Rom. Die „Dolce Vita“ lockt: Viele sonnenhungrige Touristen haben bereits ihren Sommerurlaub in Italien gebucht. Der italienische Fremdenverkehr rechnet mit Rekordmonaten: Die Zahl der Touristen soll in diesem Sommer das Niveau der Vor-Pandemiejahre übersteigen. Um einen Kollaps zu verhindern, haben einige beliebte Ferieninseln und -orte bereits massive Regelverschärfungen angekündigt. Neue Verbote gelten von Nord bis Süd.
Besonders kleinere Inseln schotten sich gegen den Massentourismus ab. Vorreiter ist die Insel Procida im Golf von Neapel. Das dicht besiedelte Eiland verbietet die Einschiffung von Fahrzeugen im Zeitraum vom 1. März bis 31. Dezember. „Das ist die einzige Maßnahme, die wirklich funktioniert“, so Bürgermeister Dino Ambrosino. Pro Jahr besuchten 600 000 Menschen seine Insel. Dabei sei Procida nur vier Quadratkilometer groß und zählt 10 000 Einwohner. „Wir sind die am dichtesten besiedelte Insel Europas, und für uns ist der Verkehr ein Problem.“
Auch die Insel Giglio, vor deren Küste 2012 das Kreuzfahrtschiff „Costa Concordia“ auf Grund lief, will die Besucherzahl eingrenzen. „Auf der Insel leben nur 1400 Einwohner, doch im Sommer halten sich hier pro Tag 10 000 Touristen auf. Insgesamt sind es 300 000 pro Jahr“, berichtet der Bürgermeister Giglios, Sergio Ortelli. Ab August sollen deshalb nur noch diejenigen Touristen ihr Auto mitnehmen dürfen, die länger als vier Tage auf der Insel bleiben.
Und auch die Insel Lampedusa mit ihrem türkisfarbenen Meerwasser setzt Badegästen Schranken. Von Ende Juli bis Anfang September wird ein Einfahrtsstopp für Privatfahrzeuge verhängt. „Die 6700 Einwohner müssen mit 200 000 Touristen pro Jahr zusammenleben. Daher wollen wir für etwa 40 Tage im Sommer die Anreise von Autos und Motorroller für Nichtansässige verbieten“, erklärt Bürgermeister Filippo Mannino.
Für die Insel Linosa, nicht weit von Lampedusa entfernt, gilt dasselbe Verbot für die gesamte Sommerzeit. Auf den beiden Inseln haben Urlauber immerhin das Privileg, einen Strand ohne Badeanstalten genießen zu können – in Italien eine Seltenheit: Die „stabilimenti balneari“, die kostenpflichtigen Badestellen, sind typisch für die Strandkultur des Landes, es gibt sie fast überall entlang der über 7500 Kilometern Küste.

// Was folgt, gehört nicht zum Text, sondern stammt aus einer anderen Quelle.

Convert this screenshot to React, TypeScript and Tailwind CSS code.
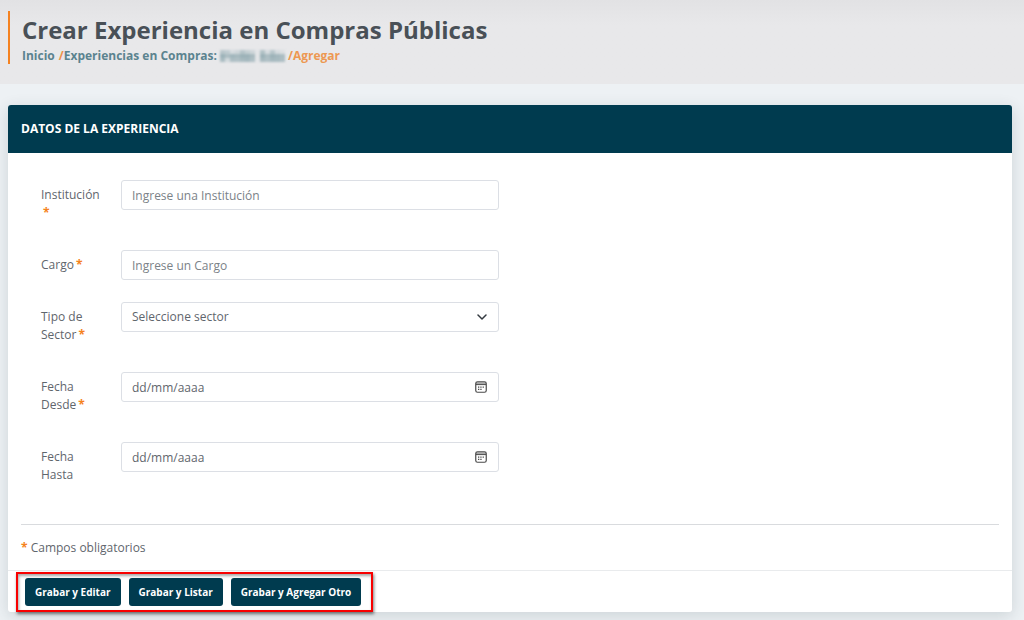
import { useState } from "react";
import type { ReactNode } from "react";

const fieldClass =
  "h-[30px] w-full rounded-[3px] border border-[#dcdfe5] bg-white px-2.5 text-[12px] text-[#5f666d] outline-none placeholder:opacity-100 focus:border-[#00394d]";

function Required() {
  return <span className="ml-[2px] font-bold text-[#f58220]">*</span>;
}

function Row({ id, label, required, children }: { id: string; label: string; required?: boolean; children: ReactNode }) {
  return (
    <div className="mb-[22px] flex items-start">
      <label htmlFor={id} className="w-20 shrink-0 py-[6px] pr-[18px] leading-[18px]">
        {label}
        {required && (
          <>
            <wbr />
            <Required />
          </>
        )}
      </label>
      <div className="relative min-w-0 flex-1">{children}</div>
    </div>
  );
}

function CalendarIcon() {
  return (
    <svg width="12" height="12" viewBox="0 0 12 12" fill="none">
      <path d="M1 1.2h10v2.3H1z" fill="#aaaaaa" />
      <rect x="0.75" y="0.75" width="10.5" height="10.5" rx="1.8" stroke="#4a4a4a" strokeWidth="1.2" />
      <path d="M1 3.6h10" stroke="#4a4a4a" strokeWidth="1" />
      <path d="M3 5.4h1.3v1.3H3zM5.3 5.4h1.3v1.3H5.3zM7.6 5.4h1.3v1.3H7.6zM3 7.7h1.3V9H3zM5.3 7.7h1.3V9H5.3z" fill="#4a4a4a" />
    </svg>
  );
}

function DateField({ id }: { id: string }) {
  const [value, setValue] = useState("");
  return (
    <>
      <input
        id={id}
        type="text"
        inputMode="numeric"
        placeholder="dd/mm/aaaa"
        value={value}
        onChange={(e) => setValue(e.target.value)}
        className={`${fieldClass} pr-9 placeholder:text-[#5f666d]`}
      />
      <button type="button" aria-label="Calendario" className="absolute inset-y-0 right-3 flex items-center">
        <CalendarIcon />
      </button>
    </>
  );
}

/* Mosaic tones that hide the person's name, one row of cells per line. */
const mosaic = [
  ["#b9c7cb", "#c0ccd0", "#d6dcdf", "#ced6d9", "#b6c5c9", "#c4cfd2", "#ced6d9", "#e3e5e7", "#b2c2c6", "#d6dcdf", "#b9c7cb", "#d6dcdf", "#dce0e2"],
  ["#9db3b9", "#adbec3", "#a1b6bc", "#a7babf", "#9cb2b8", "#9db3b9", "#a9bbc0", "#e3e5e7", "#9cb2b8", "#adbec3", "#9db3b9", "#a5b8be", "#abbdc2"],
  ["#abbdc2", "#d1d9dc", "#adbec3", "#b0c0c5", "#a8bbc0", "#a5b8be", "#b0c0c5", "#e3e5e7", "#a9bbc0", "#b0c0c5", "#a6b9bf", "#a8bbc0", "#adbec3"],
];

function HiddenName() {
  return (
    <svg width="65" height="12" viewBox="0 0 65 12" className="mr-[3px] ml-[3px] inline-block shrink-0 blur-[1px]" aria-hidden="true">
      {mosaic.map((row, y) => row.map((c, x) => <rect key={`${x}-${y}`} x={x * 5} y={y * 4} width="5" height="4" fill={c} />))}
    </svg>
  );
}

const actions = ["Grabar y Editar", "Grabar y Listar", "Grabar y Agregar Otro"];

export default function App() {
  return (
    <div className="min-h-screen bg-[#edf1f4] font-['Open_Sans','Noto_Sans',sans-serif] text-[12px] text-[#5f666d]">
      <header className="bg-linear-to-b from-[#e2e2e4] to-[#e8e8ea] to-30% px-2 pt-[11px] pb-5">
        <div className="border-l-2 border-[#f58220] pt-[3px] pl-3">
          <h1 className="text-[24px] leading-[32px] font-bold text-[#495057]">Crear Experiencia en Compras Públicas</h1>
          <nav className="mt-[2px] flex items-center text-[12px] leading-4 font-bold text-[#5b838f]">
            <a href="#inicio">Inicio</a>
            <span className="ml-1 text-[#f0924a]">/</span>
            <a href="#experiencias">Experiencias en Compras:</a>
            <HiddenName />
            <span className="text-[#ed9852]">/Agregar</span>
          </nav>
        </div>
      </header>

      <main className="pt-[21px] pr-3 pb-2 pl-2">
        <form
          onSubmit={(e) => e.preventDefault()}
          className="rounded-[3px] bg-white shadow-[0_4px_16px_rgba(40,60,70,0.16)]"
        >
          <h2 className="rounded-t-[3px] bg-[#003b4f] px-[13px] text-[12px] leading-[48px] font-bold text-white">
            DATOS DE LA EXPERIENCIA
          </h2>

          <div className="px-[13px] pt-[27px]">
            <div className="grid gap-[22px] border-b border-[#d9dbde] px-5 pb-3 md:grid-cols-2">
              <div>
                <Row id="institucion" label="Institución" required>
                  <input
                    id="institucion"
                    type="text"
                    placeholder="Ingrese una Institución"
                    className={`${fieldClass} placeholder:text-[#7b8288]`}
                  />
                </Row>
                <Row id="cargo" label="Cargo" required>
                  <input
                    id="cargo"
                    type="text"
                    placeholder="Ingrese un Cargo"
                    className={`${fieldClass} placeholder:text-[#7b8288]`}
                  />
                </Row>
                <Row id="sector" label="Tipo de Sector" required>
                  <select id="sector" className={`${fieldClass} appearance-none pr-9`}>
                    <option>Seleccione sector</option>
                    <option>Público</option>
                    <option>Privado</option>
                  </select>
                  <svg
                    width="10"
                    height="6"
                    viewBox="0 0 10 6"
                    fill="none"
                    className="pointer-events-none absolute top-3 right-3"
                  >
                    <path d="M1 1l4 4 4-4" stroke="#343a40" strokeWidth="1.5" strokeLinecap="round" strokeLinejoin="round" />
                  </svg>
                </Row>
                <Row id="desde" label="Fecha Desde" required>
                  <DateField id="desde" />
                </Row>
                <Row id="hasta" label="Fecha Hasta">
                  <DateField id="hasta" />
                </Row>
              </div>
            </div>
            <p className="pt-[14px] pb-[13px] leading-[18px]">
              <span className="font-bold text-[#f58220]">*</span> Campos obligatorios
            </p>
          </div>

          <footer className="flex border-t border-[#e9ebed] px-2 pt-[1px]">
            <div className="flex flex-wrap gap-2 border-2 border-[#f80000] py-1 pr-[10px] pl-[7px] shadow-[1px_2px_3px_rgba(0,0,0,0.5),inset_1px_2px_3px_rgba(0,0,0,0.35)]">
              {actions.map((label) => (
                <button
                  key={label}
                  type="submit"
                  className="h-7 rounded-[3px] bg-[#003b4f] px-[10px] text-[10px] font-bold text-white"
                >
                  {label}
                </button>
              ))}
            </div>
          </footer>
        </form>
      </main>
    </div>
  );
}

Idyllische Buchten, blühende Kiefer, grünlich-blau schimmerndes Wasser: Auch die Insel Sardinien hat Urlaubern viel zu bieten. Doch mit dem Ansturm ist jetzt Schluss. Die Gemeinde Baunei hat ein App-Reservierungssystem eingeführt, mit dem man sich einen der 250 täglichen Zugänge zum Strand reservieren kann. Der Preis beträgt sechs Euro.
Wer am Sandstrand Cala Coticcio auf der Insel Caprera nördlich von Sardinien baden möchte, darf das neuerdings nur in Begleitung eines offiziellen Reiseleiters und muss vorher eine Eintrittskarte buchen. Die Behörden gewähren nur noch 60 Besuchern pro Tag Zugang zum Traumstrand. Wer zu spät kommt, hat Pech gehabt.
Auch die Kunststädte entwickeln Strategien, um die Tourismusströme zu regeln. Venedig will „Eintrittsgeld“ für Tagestouristen einführen. Vorgesehen ist die Online-Buchung für alle Touristen, die von außerhalb der Region Venetien in die Stadt kommen, aber dort nicht übernachten wollen. Je nachdem, an welchem Tag Venedig besucht wird, sind zwischen drei und zehn Euro zu zahlen.
Und was ist mit den Bergen? Auch dort werden mit Blick auf den Sommer verschiedene Strategien festgelegt. Ein Beispiel dafür ist der Pragser Wildsee, der seit dem Erfolg der Fernsehserie „Un passo dal cielo“ („Nur einen Schritt vor dem Himmel“) zu einem beliebten Ausflugsziel geworden ist. Hier wurde vor drei Jahren ein Projekt zur Begrenzung des Autoverkehrs gestartet: Das Pragser Tal ist ab 10. Juli per Auto nur gegen Vorweis einer Parkplatzreservierung erreichbar. Stellplätze müssen online reserviert werden. Spontan geht in Italien kaum noch was.